O dia informativo de 27 de Dezembro de 2013 foi dominado pelas consequências de uma actividade que é pouco habitual no jornalismo português: a verificação de factos, conhecida nos países de língua inglesa por fact checking. De facto, os protagonistas da comunicação social doméstica não estarão habituados a ser confrontados com avaliações do rigor daquilo que dizem, como ontem aconteceu com o primeiro-ministro, a propósito do seu discurso de Natal (acima). Por isso, dizem o que dizem, com a segurança da impunidade, e consegue-se até separar entre os que usam e os que abusam – estou a lembrar-me de Paulo Portas – desses arredondamentos da verdade. Ontem, nem se perceberá muito bem as causas da iniciativa, mas muito bem já que os dados do seu discurso sobre a evolução do emprego em 2013 eram falsos, saiu uma inopinada fava a Pedro Passos Coelho.
Trata-se de uma actividade pouco praticada porque inglória. Tomemos o exemplo da notícia acima, também de ontem, que nos informa das vicissitudes de um voo da TAP vindo de São Tomé. Destaca-se da história o pormenor bizarro da nossa companhia não poder utilizar os seus aviões no aeroporto são-tomense por causa do seu peso, tendo de os fretar. Todas as notícias reproduzem essa mesma explicação de uma forma viral. Mas será essa a verdadeira razão para que isso aconteça? Consultadas as fontes percebe-se que os aviões de longo curso necessários para fazer a ligação directa entre Lisboa e São Tomé da frota da TAP são os A-330 e A-340. Ora o avião fretado à White Airways foi um A-310, um aparelho também de longo curso mas substancialmente mais antiquado que os outros tipos e também mais leve, com um peso em vazio rondando as 80 toneladas em vez das 120 a 130 toneladas dos outros dois. Daí, a explicação para que a TAP opere em São Tomé com aviões fretados será, pelo menos, convincente.
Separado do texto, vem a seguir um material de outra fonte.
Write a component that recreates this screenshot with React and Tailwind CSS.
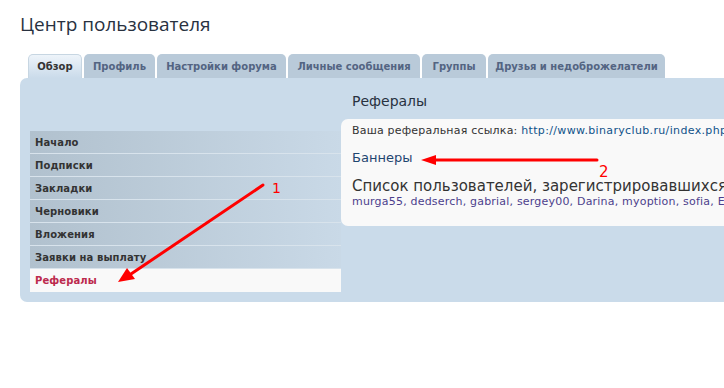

A verificação de factos, além de exigir trabalho e método, tem esta faceta desencorajante: a maioria das vezes não se encontra nada e o resultado da actividade nem sequer tem visibilidade. Suspeito que nenhum jornalista terá ido verificar, como aqui se fez, a consistência da informação sobre os voos da TAP. Mas há ocasiões em que essa verificação que normalmente nunca se faz, mais do que útil, teria sido indispensável. Recorde-se o episódio, de que agora se comemora o primeiro aniversário, de Artur Baptista da Silva, o espectacular quadro superior da ONU que iluminou, qual estrela cadente, a quadra natalícia de 2012, com as suas lúcidas análises sobre o reescalonamento da dívida portuguesa. E recorde-se sobretudo a assunção de responsabilidades por parte de Nicolau Santos (acima), gesto de que não dei conta que o primeiro-ministro (ou alguém por ele) ontem ou hoje tivesse feito a propósito da notícia inicial. É por causa desses gestos e da ausência deles que, mesmo quando fazem merda, há pessoas a quem eu continuarei a endereçar a mesma simpatia; e outras não.